[Film Review] Dark Passage (1947)

Dark Passage poster

Title: Dark Passage
Year: 1947
Country: USA
Language: English
Genre: Film-Noir, Thriller
Director/Writer: Delmer Daves
based on the novel by David Goodis
Music: Franz Waxman
Cinematography: Sidney Hickox
Humphrey Bogart
Lauren Bacall
Agnes Moorehead
Clifton Young
Bruce Bennett
Tom D’Andrea
Houseley Stevenson
Rory Mallinson
Douglas Kennedy
Rating: 6.7/10

Dark Passage 1947

A star vehicle for Bogart and Bacall, the third among their total four collaborations, DARK PASSAGE is produced in the apex of film-noir fad, Bogart plays Vincent Parry, a convict who has been accused of murdering his wife, is bent on finding the real killer after stowing away on a supply truck out of San Quentin prison in the opening scenes.

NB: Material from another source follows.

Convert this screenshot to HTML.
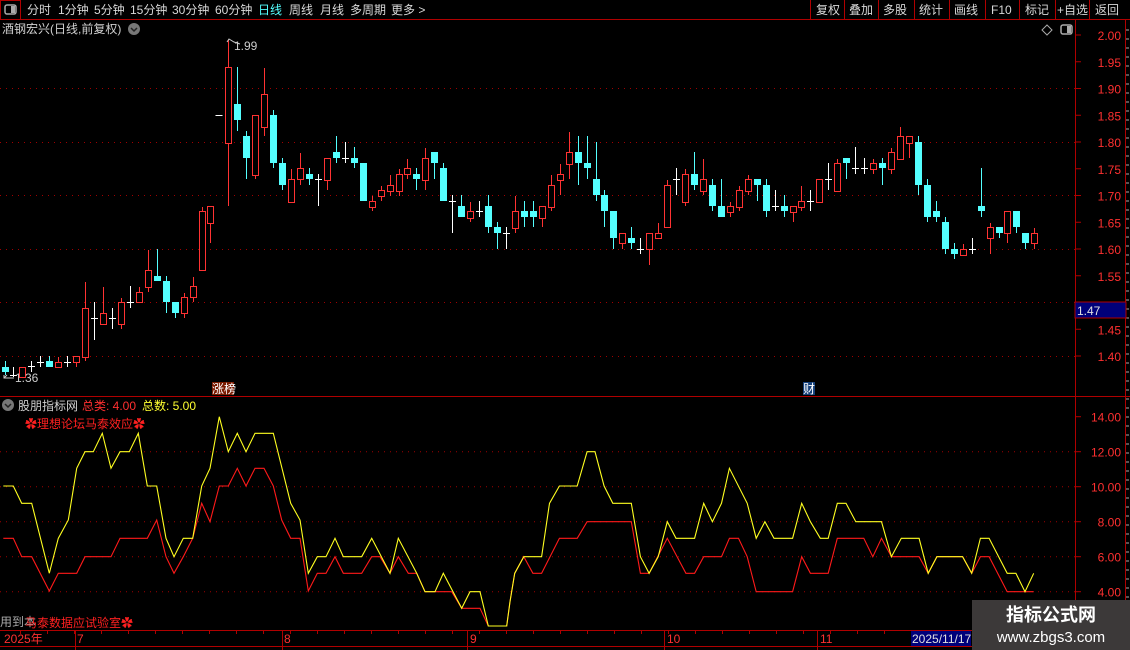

A conspicuous gambit is from the word go, directer Delmer Daves has been obstinately taking a first-person perspective of the narrative, accompanied by Bogart’s voice-over narrating his inner thoughts, but never puts Vincent’s visage in front of the camera, not until well over an hour into the movie, would we see Bogart’s weather-beaten face for the first time, simply because, before that point, Vincent doesn’t have a face like Bogart’s!

It is a novel move to tap into the facing-changing gimmick, although the film ineptly takes oceanic artistic license to justify/simplify the whole enterprise, from the Good Samaritan cabbie ( D’Andrea), surely is a chatty loner, who implausibly proposes the idea to Vincent after recognizing him, a wife-murder on the lam, not even for a monetary gain, to a shaggy-dog looking doctor (Stevenson)’s seemingly dubious business, until the pitch-perfect debut of a brand new face without any traceable marks left (an in-joke is to make Vincent look older than his real age, at the expense of Bogart’s senescent bearing and his May-December marriage with Bacall), it might be able to pull the wool over the eyes of audience at that time, but viewed as this day, unintentionally it looks more like droll derision to the orthopaedic progression than anything scintillating.

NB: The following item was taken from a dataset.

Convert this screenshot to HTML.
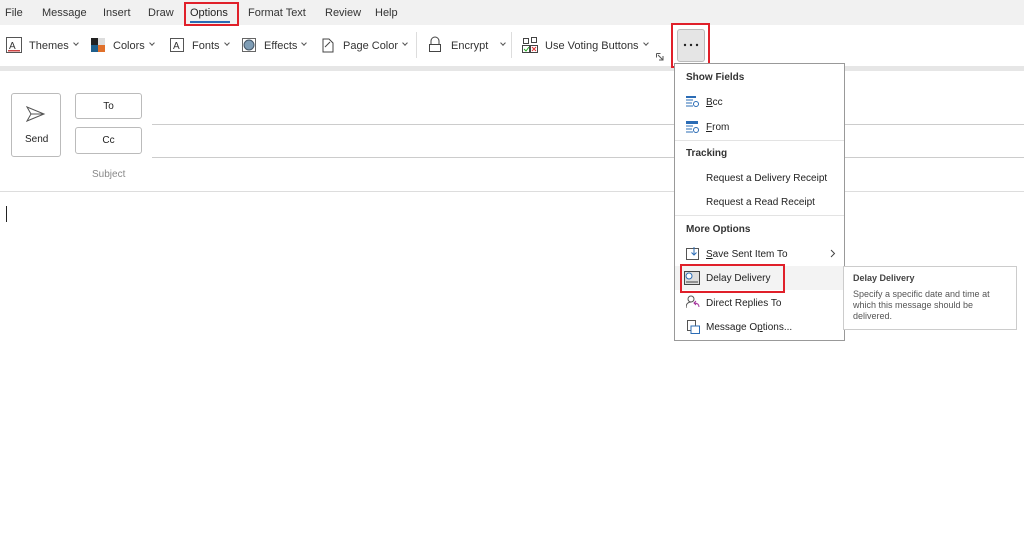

Flimsy on reasoning and far-fetched in pigeonholing a grand scheme into a meagre group of players (perusing the not-so-long cast list, a film connoisseur could winnow out who would be most adequate to assume the role of final revelation without any trouble), in fact, the film’s whodunit convolution undeservedly concedes the spotlight to the mawkish romance between Vincent and Irene Jansen (Bacall), that’s the selling point! The latter, a strong-willed rich gal, incorrigibly falls for a presumed wife-murderer, her undoubted certitude of the former’s innocence is thinly based on preconceived notion and if taking out of the context of the two stars’ personal intimacy, their liaison doesn’t make sense in either way, but as usual, the girl’s motivation bears the brunt of character underdevelopment, since Bogart’s Vincent at least evokes a dew-eyed veneer of passivity in all the pandemonium which can allure those soft-hearted.

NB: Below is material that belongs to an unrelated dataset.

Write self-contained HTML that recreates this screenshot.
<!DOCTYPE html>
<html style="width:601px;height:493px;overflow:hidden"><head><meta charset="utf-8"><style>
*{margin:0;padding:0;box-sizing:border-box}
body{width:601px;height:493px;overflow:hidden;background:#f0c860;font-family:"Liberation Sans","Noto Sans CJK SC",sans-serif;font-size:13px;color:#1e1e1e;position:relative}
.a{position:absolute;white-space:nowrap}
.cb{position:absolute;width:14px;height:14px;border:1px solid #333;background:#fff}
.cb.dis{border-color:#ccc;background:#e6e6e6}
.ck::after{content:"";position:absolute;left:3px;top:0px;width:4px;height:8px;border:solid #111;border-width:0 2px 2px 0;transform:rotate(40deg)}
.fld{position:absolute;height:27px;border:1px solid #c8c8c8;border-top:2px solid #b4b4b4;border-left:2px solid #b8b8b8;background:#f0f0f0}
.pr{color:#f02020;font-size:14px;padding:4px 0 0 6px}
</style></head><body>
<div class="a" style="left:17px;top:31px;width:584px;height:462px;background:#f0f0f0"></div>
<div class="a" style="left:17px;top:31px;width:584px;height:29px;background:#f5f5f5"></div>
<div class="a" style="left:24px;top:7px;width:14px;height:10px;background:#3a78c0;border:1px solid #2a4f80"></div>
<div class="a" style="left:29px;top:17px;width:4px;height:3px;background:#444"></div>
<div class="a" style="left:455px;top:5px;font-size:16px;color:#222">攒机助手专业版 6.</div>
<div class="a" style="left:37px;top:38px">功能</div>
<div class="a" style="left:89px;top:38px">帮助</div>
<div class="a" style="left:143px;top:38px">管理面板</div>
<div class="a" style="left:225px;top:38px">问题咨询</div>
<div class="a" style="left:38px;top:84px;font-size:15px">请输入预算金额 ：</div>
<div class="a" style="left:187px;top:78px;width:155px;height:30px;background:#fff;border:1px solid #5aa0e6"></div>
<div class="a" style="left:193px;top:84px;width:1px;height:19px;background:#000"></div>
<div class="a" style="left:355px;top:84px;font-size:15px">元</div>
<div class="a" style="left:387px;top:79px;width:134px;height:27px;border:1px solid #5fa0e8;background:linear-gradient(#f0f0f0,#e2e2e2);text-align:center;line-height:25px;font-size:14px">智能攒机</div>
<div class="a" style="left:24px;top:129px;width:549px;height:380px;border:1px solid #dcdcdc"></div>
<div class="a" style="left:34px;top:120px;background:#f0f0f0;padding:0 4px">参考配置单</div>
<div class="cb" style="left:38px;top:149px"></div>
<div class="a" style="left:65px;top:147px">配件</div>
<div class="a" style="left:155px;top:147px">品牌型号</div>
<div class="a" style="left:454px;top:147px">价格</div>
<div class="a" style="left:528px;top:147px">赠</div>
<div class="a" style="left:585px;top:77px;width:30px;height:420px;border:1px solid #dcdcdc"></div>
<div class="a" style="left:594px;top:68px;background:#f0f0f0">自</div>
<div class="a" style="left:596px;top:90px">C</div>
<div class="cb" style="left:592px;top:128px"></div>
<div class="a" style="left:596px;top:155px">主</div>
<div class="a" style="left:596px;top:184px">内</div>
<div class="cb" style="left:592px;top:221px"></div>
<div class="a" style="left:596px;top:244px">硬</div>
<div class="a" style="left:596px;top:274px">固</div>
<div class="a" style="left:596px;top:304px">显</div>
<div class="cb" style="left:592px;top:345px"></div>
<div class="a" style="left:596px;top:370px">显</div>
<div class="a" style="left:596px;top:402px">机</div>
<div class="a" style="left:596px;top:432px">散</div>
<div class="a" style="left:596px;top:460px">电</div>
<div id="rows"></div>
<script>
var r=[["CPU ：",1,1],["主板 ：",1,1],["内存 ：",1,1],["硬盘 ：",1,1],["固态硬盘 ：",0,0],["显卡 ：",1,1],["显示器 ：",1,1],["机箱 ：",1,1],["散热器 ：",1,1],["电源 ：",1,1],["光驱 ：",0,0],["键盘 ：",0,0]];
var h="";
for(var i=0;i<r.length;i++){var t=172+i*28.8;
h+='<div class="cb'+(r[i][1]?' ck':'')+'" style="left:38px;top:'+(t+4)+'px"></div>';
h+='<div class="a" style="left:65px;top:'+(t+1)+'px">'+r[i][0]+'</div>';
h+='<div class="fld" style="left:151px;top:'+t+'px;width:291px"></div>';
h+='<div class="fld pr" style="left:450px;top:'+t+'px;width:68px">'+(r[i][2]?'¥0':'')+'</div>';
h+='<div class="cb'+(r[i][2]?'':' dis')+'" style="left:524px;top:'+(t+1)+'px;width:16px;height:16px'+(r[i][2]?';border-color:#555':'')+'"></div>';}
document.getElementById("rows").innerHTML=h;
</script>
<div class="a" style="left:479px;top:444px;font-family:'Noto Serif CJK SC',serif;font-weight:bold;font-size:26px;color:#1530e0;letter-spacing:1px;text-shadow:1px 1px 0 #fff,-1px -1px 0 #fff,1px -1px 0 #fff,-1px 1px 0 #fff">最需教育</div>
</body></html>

On the plus side, Ms. Moorehead is fiercely catty and menacing to a fault (her narrative arc is ruefully never visualised), Daves makes impressive uses of San Francisco’s film-genic topography and its art deco trimmings, together with DP Sidney Hickox’s sharply expressive deep-focus shots, on top of a cock and bull escapist tale tempered by a soupçon of schmaltz and a big chunk of wishfulness.